Je suis vraiment enthousiaste à l’idée de déménager à Montréal, une ville que j’ai toujours aimée. Dès ma première visite, lors du Concours en 2011, j’en suis tombé amoureux.

Mais je vais répondre à cette question du point de vue du travail, car les caractéristiques culturelles de la ville parlent d’elles-mêmes. En ce qui concerne plus précisément l’Université de Montréal, j’ai très hâte de travailler avec les étudiants, qui m’ont révélé, lorsque je suis venu passer mon entrevue, le très haut niveau artistique de la Faculté de musique. L’endroit est magnifique et j’aime déjà les collègues que j’ai pu rencontrer. Ils ont été vraiment accueillants.
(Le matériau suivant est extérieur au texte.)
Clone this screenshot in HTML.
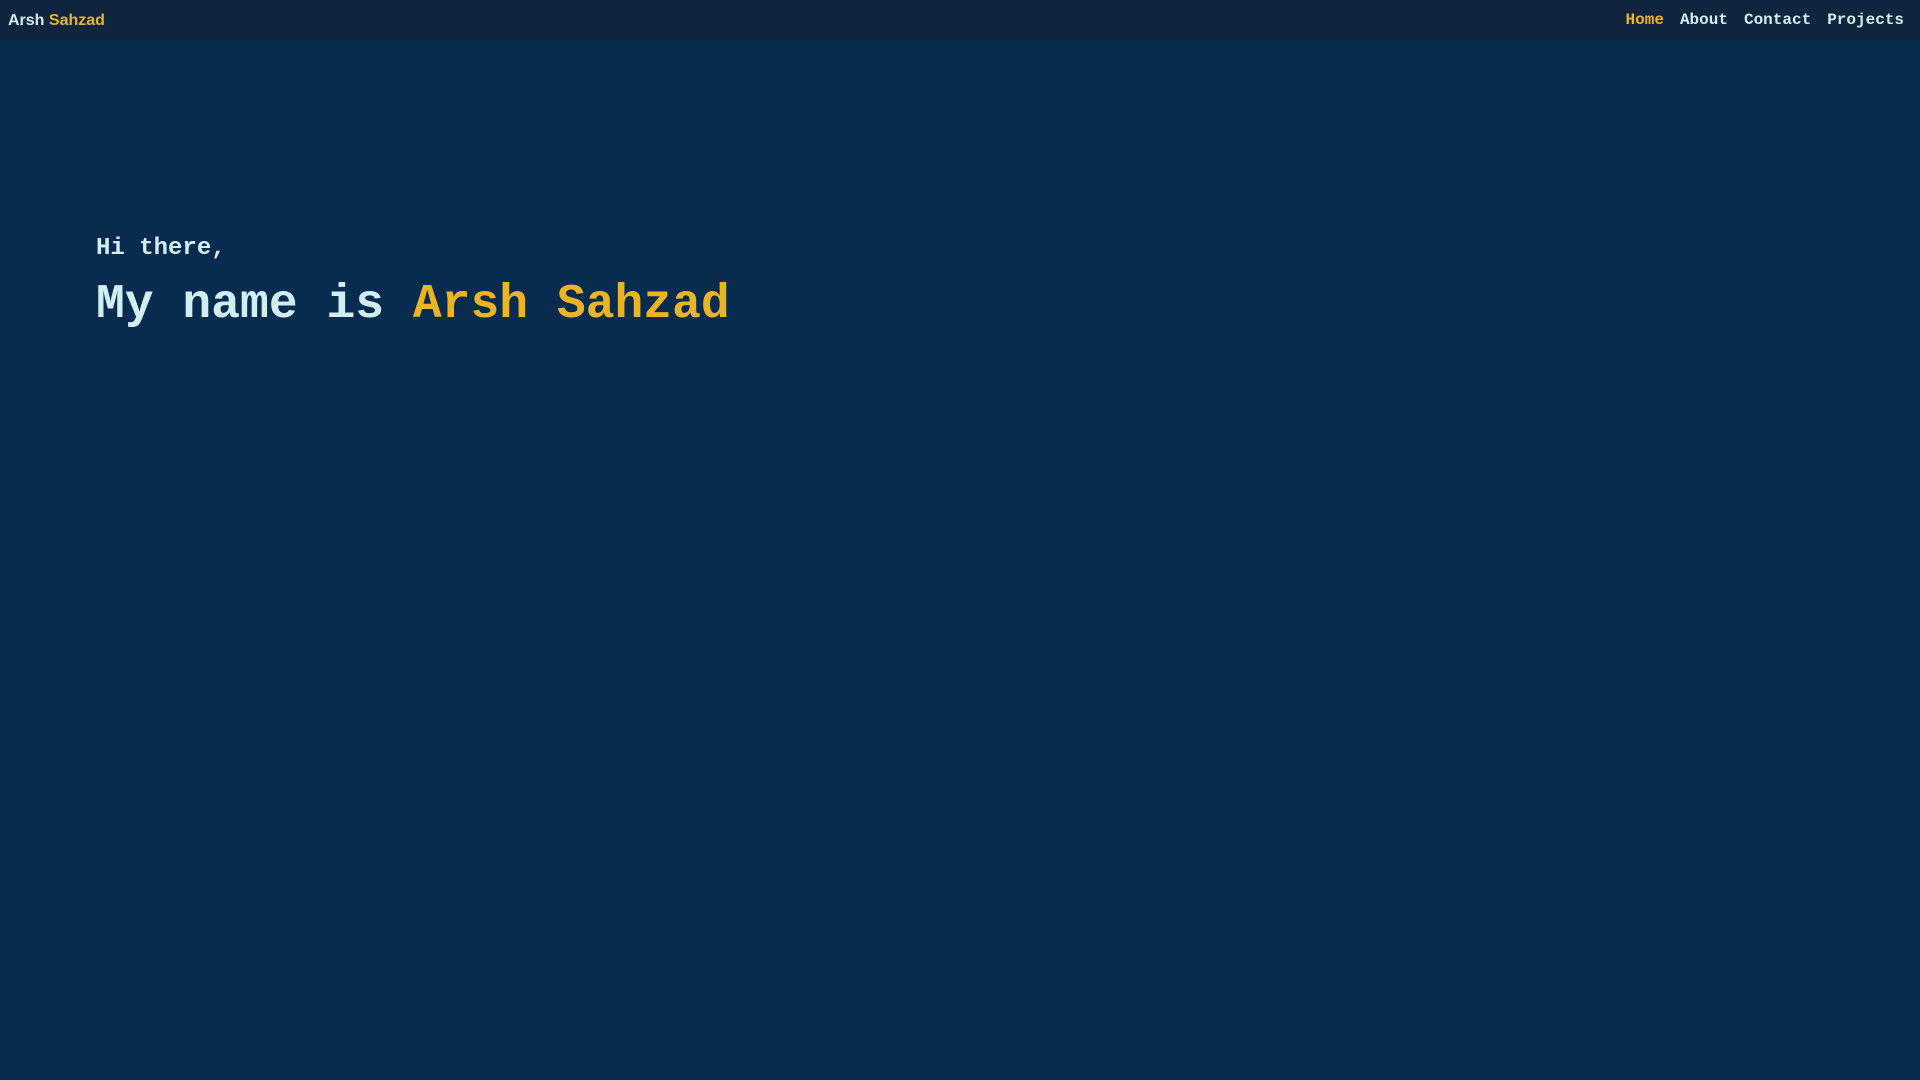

Par son côté européen, Montréal est une ville unique en son genre en Amérique du Nord. Par rapport à d’autres villes, y compris au Canada, il y a beaucoup de différences. Je suis donc très impatient de découvrir l’influence artistique que cela pourra avoir. Culturellement aussi, j’ai hâte de voir ce que je peux apprendre du mode de vie de cette ville, de sa sensibilité, qui est bien différente de celle à laquelle je suis habitué.

 

  • Y a-t-il des éléments de votre carrière d’interprète qui ont une incidence sur votre approche de l’enseignement ? Ou des personnes, des artistes, des événements qui vous ont influencé ?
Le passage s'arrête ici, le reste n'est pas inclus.